Task to carry out: Your task is to copy each line that has the word "this".

Data supplied:
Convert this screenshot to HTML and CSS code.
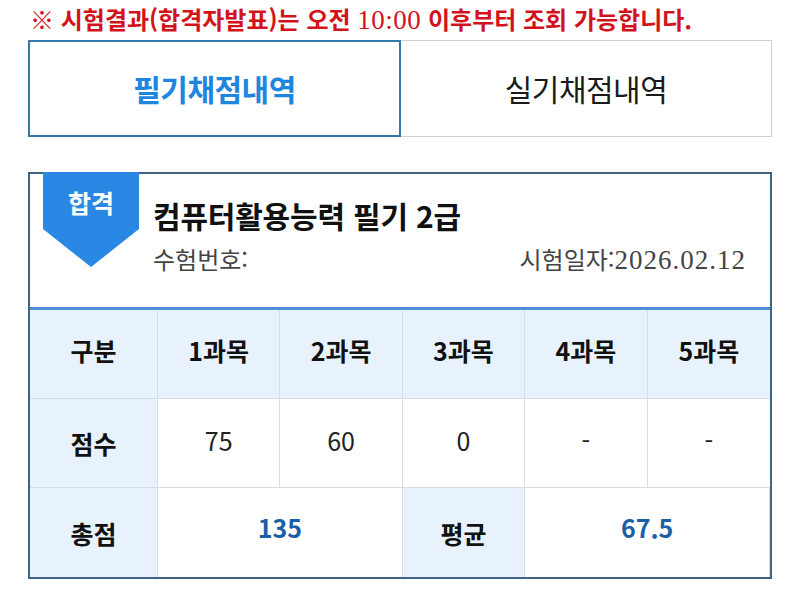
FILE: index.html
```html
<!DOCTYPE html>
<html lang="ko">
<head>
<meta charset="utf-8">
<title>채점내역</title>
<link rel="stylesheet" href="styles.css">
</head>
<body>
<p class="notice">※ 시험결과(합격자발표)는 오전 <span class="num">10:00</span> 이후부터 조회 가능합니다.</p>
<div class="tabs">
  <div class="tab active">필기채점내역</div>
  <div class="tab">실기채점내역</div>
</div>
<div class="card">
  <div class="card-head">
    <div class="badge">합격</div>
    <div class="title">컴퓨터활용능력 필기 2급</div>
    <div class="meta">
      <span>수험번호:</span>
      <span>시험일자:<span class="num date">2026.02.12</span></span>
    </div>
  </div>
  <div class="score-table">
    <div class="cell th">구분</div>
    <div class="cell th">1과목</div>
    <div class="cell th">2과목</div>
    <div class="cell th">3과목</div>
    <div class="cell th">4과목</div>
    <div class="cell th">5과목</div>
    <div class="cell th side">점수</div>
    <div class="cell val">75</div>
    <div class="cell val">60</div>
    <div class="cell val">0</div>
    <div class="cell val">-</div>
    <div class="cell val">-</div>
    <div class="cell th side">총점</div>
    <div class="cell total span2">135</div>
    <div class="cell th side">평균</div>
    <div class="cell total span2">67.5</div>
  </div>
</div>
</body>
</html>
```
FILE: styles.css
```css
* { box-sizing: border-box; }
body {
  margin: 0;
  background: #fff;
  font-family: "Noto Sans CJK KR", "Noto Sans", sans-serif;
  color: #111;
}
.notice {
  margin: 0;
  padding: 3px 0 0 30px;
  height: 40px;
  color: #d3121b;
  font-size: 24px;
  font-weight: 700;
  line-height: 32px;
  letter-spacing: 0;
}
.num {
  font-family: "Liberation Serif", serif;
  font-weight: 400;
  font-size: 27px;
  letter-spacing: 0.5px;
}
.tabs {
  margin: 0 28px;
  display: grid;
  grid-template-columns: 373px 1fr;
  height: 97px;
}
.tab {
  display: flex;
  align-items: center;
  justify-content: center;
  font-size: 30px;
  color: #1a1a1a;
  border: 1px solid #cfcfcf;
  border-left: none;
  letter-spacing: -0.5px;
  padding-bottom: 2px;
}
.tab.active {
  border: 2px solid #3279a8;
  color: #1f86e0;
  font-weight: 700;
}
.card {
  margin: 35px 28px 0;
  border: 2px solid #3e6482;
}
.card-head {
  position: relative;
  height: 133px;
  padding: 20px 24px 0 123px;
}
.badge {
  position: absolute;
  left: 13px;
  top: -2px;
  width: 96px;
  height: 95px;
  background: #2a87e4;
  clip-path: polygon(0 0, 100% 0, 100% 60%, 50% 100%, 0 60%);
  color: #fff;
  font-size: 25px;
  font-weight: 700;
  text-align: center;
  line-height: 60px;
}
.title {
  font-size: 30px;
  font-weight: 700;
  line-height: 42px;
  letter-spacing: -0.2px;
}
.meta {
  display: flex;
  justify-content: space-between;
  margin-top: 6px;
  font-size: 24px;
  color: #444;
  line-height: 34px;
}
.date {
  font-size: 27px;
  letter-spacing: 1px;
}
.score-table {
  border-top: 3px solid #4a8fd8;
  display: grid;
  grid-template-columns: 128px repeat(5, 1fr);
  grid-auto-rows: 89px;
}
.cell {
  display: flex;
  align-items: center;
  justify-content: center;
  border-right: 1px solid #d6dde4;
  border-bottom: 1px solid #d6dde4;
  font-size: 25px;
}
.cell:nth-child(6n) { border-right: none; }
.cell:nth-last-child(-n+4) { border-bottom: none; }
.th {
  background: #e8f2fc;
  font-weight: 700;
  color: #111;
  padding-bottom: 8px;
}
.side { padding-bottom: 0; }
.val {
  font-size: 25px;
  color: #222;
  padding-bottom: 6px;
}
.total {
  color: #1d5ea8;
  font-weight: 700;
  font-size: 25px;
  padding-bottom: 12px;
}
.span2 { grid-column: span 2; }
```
...
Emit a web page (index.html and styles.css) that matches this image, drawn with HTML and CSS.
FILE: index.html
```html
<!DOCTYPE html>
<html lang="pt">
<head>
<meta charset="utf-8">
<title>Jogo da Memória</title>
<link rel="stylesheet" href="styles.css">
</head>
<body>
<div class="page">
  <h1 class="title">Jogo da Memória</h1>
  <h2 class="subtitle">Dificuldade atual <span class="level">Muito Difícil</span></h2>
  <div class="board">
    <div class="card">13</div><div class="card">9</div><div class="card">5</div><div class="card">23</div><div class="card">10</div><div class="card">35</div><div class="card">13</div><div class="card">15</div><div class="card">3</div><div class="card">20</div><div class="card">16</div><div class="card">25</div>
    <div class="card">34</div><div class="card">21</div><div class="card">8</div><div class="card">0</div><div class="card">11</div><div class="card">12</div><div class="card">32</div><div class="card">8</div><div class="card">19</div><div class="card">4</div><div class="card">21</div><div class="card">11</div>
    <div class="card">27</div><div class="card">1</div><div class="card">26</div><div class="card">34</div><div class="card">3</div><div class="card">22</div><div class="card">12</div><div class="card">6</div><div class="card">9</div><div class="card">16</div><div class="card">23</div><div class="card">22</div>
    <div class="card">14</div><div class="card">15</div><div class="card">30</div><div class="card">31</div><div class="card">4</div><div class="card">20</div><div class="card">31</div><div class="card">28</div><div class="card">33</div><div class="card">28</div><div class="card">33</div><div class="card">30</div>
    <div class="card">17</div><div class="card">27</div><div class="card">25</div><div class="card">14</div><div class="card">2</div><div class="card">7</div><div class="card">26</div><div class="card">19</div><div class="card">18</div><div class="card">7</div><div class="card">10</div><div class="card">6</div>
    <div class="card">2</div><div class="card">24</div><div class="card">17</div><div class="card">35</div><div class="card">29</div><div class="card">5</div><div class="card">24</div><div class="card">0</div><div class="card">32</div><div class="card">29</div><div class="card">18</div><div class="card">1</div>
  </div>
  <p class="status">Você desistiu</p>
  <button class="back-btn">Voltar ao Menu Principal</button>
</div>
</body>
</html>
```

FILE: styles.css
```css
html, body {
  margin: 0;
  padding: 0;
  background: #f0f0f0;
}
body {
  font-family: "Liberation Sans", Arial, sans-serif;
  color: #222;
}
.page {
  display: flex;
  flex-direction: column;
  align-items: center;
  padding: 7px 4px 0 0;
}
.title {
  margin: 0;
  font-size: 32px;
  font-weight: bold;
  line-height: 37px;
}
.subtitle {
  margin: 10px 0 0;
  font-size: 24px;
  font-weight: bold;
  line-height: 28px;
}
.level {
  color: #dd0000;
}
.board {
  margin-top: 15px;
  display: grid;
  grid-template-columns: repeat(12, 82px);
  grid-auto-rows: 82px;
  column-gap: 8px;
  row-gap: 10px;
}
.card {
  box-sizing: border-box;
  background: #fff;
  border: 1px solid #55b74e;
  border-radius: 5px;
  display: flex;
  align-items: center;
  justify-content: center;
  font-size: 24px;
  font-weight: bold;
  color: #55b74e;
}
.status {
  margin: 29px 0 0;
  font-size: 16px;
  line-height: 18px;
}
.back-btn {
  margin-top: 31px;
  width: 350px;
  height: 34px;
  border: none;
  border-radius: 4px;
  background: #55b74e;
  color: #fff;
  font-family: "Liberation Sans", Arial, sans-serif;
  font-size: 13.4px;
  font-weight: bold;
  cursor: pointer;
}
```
* * *
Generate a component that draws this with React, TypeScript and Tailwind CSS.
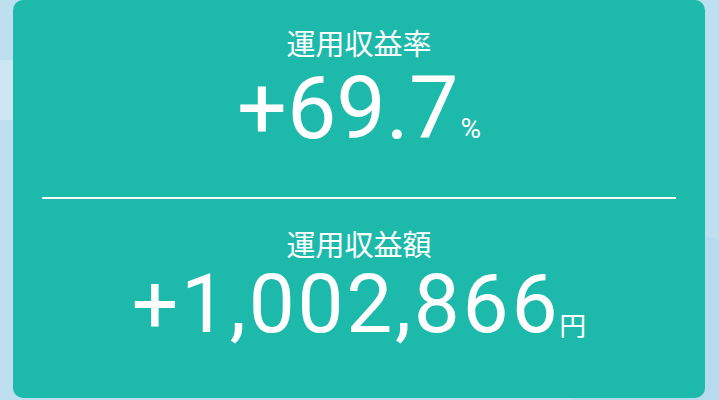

Written answer:
Convert this screenshot to HTML and CSS code.
Emit a web page (index.html and styles.css) that matches this image, drawn with HTML and CSS.
Generate a component that draws this with React, TypeScript and Tailwind CSS.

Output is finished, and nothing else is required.